Dados da Unica mostram que, no período entre 1990 e 2021, no estado de São Paulo, o setor conseguiu reduzir aproximadamente 60% a demanda absoluta de água, enquanto a produção de cana aumentou, no mesmo período, cerca de 150%.
Entre as ações do setor para alcançar esse resultado, ela cita fechamento dos circuitos na indústria; eliminação da queima como método agrícola pré-colheita, pondo fim à necessidade de lavagem prévia da cana antes do processamento; e a fertirrigação com vinhaça.
80% da água consumida é reutilizada na mineração
Outro setor que tem alcançado bons resultados é o de mineração, que tem investido em recirculação de água, sistemas adaptativos de captação e no aproveitamento de efluentes tratados, método conhecido como reúso.
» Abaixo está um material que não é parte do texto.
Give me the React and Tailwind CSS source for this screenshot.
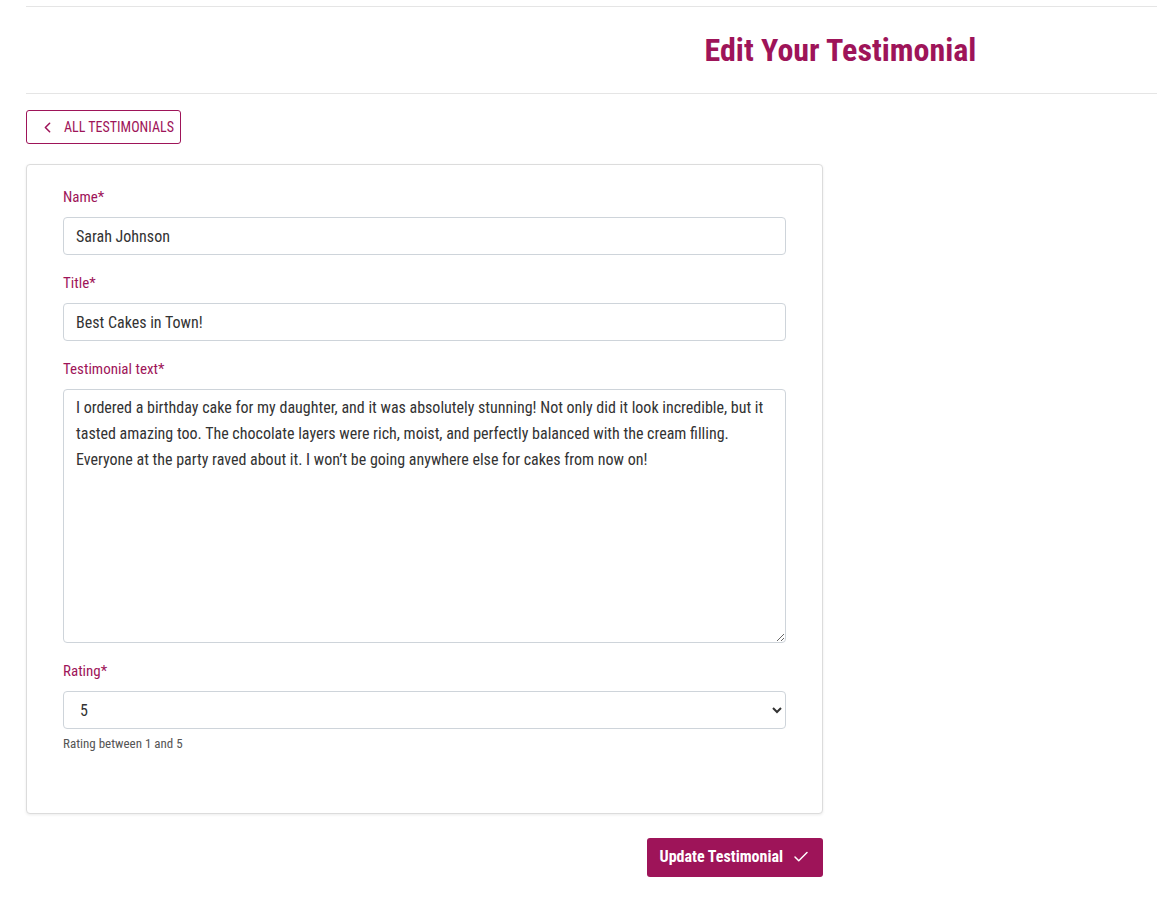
import { ChevronLeft, Check } from 'lucide-react'

const FONT = { fontFamily: '"Roboto Condensed", "Liberation Sans Narrow", "DejaVu Sans Condensed", Roboto, sans-serif' }

const TEXT =
  'I ordered a birthday cake for my daughter, and it was absolutely stunning! Not only did it look incredible, but it tasted amazing too. The chocolate layers were rich, moist, and perfectly balanced with the cream filling. Everyone at the party raved about it. I won’t be going anywhere else for cakes from now on!'

function Label({ children }) {
  return <label className="mb-[9px] block text-[15px] leading-[22px] text-[#9e1459]">{children}</label>
}

const field = 'block h-[38px] w-full rounded-[4px] border border-[#ced4da] bg-white px-[12px] text-[16px] text-[#333] outline-none'

export default function App() {
  return (
    <div className="min-h-screen bg-white pl-[26px] text-[#333]" style={FONT}>
      <div className="pt-[6px]">
        <div className="flex h-[88px] items-center justify-center border-y border-[#e5e5e5] pl-[498px]">
          <h1 className="text-[32px] font-bold leading-none text-[#9e1459]">Edit Your Testimonial</h1>
        </div>
      </div>

      <button className="mt-[16px] flex h-[34px] items-center gap-[8px] rounded-[3px] border border-[#9e1459] pl-[12px] pr-[6px] text-[14px] uppercase text-[#9e1459]">
        <ChevronLeft size={17} strokeWidth={2.2} />
        All Testimonials
      </button>

      <div className="mt-[20px] w-[797px] rounded-[4px] border border-[#dcdcdc] bg-white px-[36px] pb-[59px] pt-[21px] shadow-[0_1px_3px_rgba(0,0,0,0.08)]">
        <Label>Name*</Label>
        <input defaultValue="Sarah Johnson" className={field} />
        <div className="mt-[17px]">
          <Label>Title*</Label>
          <input defaultValue="Best Cakes in Town!" className={field} />
        </div>
        <div className="mt-[17px]">
          <Label>Testimonial text*</Label>
          <textarea
            defaultValue={TEXT}
            className="block h-[254px] w-full rounded-[4px] border border-[#ced4da] px-[12px] py-[5px] text-[16px] leading-[26px] text-[#333] outline-none"
          />
        </div>
        <div className="mt-[17px]">
          <Label>Rating*</Label>
          <select defaultValue="5" className={`${field} px-[10px]`}>
            {[1, 2, 3, 4, 5].map((n) => (
              <option key={n} value={n}>{n}</option>
            ))}
          </select>
          <p className="mt-[5px] text-[13px] text-[#555]">Rating between 1 and 5</p>
        </div>
      </div>

      <div className="flex w-[797px] justify-end pt-[24px] pb-[40px]">
        <button className="flex h-[39px] items-center gap-[9px] rounded-[3px] bg-[#9e1459] px-[13px] text-[16px] font-bold text-white">
          Update Testimonial
          <Check size={18} strokeWidth={2} />
        </button>
      </div>
    </div>
  )
}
De acordo com a gerente de Sustentabilidade do Instituto Brasileiro de Mineração (Ibram), Cláudia Salles, as principais empresas mineradoras brasileiras reutilizam mais de 80% da água consumida em seus processos de lavagem e beneficiamento de minérios. Há iniciativas, também, para a disponibilização de água subterrânea aos cursos hídricos superficiais captada a partir do rebaixamento de lençol freático, aumentando assim, a disponibilidade hídrica naquele território.
Segundo ela, a meta de produzir mais, com menor custo, e com menor consumo de recursos naturais, constitui fator de competitividade para as empresas de mineração comprometidas com a sustentabilidade nas operações.
“A indústria de mineração tem um papel importante a desempenhar na gestão sustentável dos recursos hídricos, onde as empresas estão ativas. Estratégias proativas e holísticas de gerenciamento de água podem criar uma vantagem substancial por meio da redução do risco relacionado à água, identificando oportunidades, atraindo investimentos e criando confiança mediante uma melhor transparência”, pontua.